All of this is driven, of course, by, among other things, the tendency of systems whose behaviors build advantage and/or a survivability margin to advance relative to those systems which do not. (Thus, between disasters, Earth’s ecosystems tend to become ever richer and more varied.)

Everything I’ve said in my book on general systems theory (Win Wenger, Ph.D., Toward A General Theory of Systems: One Man’s Window on Our Universe. Gaithersburg, MD: Library of the Republic of the Sciences, Project Renaissance, 1981) is subsumed under this discussion. Especially since, starting with chaos, I classified all types of systems according to their respective strategies, once formed, for resisting entropy (2nd Law of Thermodynamics — “entropy” — the tendency to be destroyed and their “elements returned to the soup”). Given available energy and sufficient scope and time, the elements of chaos or a chaotic situation necessarily tend to drift into or “clump up” in systems or relationships which, for one reason or another, are relatively longer lasting in duration.

The universe of sub-atomic particles described this negentropic path into order, long ago. The atomic, molecular and macroscopic universe is evolving along such a path now, with its “upper outcroppings” consisting of those complexly homeostatic forms best described as being “life” or “alive”—and whose “upper outcroppings” in turn may best be described as “intelligent”—and whose “upper outcroppings” may in turn perhaps be best described as “civilizations”—and whose “upper outcroppings,” in turn….?)

Nearly all long-lasting systems or dynamic arrangements, however arrived at, are complexly homeostatic because that is one of the very best effective strategies for avoiding for a while having one’s “elements returned to the soup.” Over sufficient time and scope, the elements of any chaos, as do the elements—or ingredients, if you prefer—of our present universe, cumulatively tend to drift into such longer-lasting systems/arrangements. Most of these are, by the efficacy of that strategy, complexly homeostatic.

This tendency is further and greatly amplified by some of those systems’ or arrangements’ having also hit upon the strategy of self-replication, vastly increasing the proportion of the universe which gets caught up in such arrangements.

Nearly all the longer-lasting among complexly homeostatic systems, surviving in a changing world, must by definition take in and incorporate into their own ongoing behaviors the feedbacks they receive from their behavior’s and presence’s effects on their surroundings. This by definition is psychology’s “law of effect,” so nearly all complexly homeostatic systems, living and non-living, are susceptible to “reinforcement.” The law of effect for animal behavior thus serves also as a law of all types of lifekind systems and of living and non-living systems. The prime law of animal behavior thus is a law of physics.

And, again by definition, it is the basis of unfolding Mandelbrot-like complexities and elaborations of fractal structure and behavior. (Complexly homeostatic systems incorporate a portion of their feedbacks into their own ongoing evolution, while remaining also recognizably themselves…)

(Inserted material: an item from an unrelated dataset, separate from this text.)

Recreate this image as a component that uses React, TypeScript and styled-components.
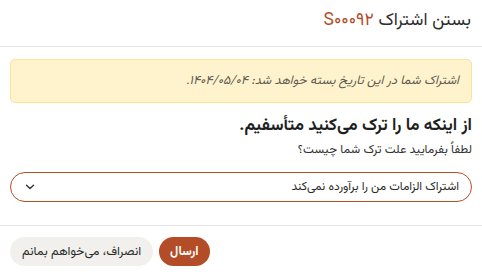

More generally still, given the natural progression of arrangements (and/or systems) into arrangements of arrangements, systems of systems, and so on into ever more involved orders, we have the continuing propinquity of behaviors and streams of events which fulfill every definition for the conditions of intermodulation.

It is the writer’s contention that to pull together, into one conceptual frame and inquiry, all the observations made in various sciences and specialties regarding behaviors and/or events playing off one-another (i.e., intermodulation), from physical acoustics and holography and orbital mechanics in astronomy, and likewise from various of the life sciences and even from historical observations, will prove enormously productive of further understandings.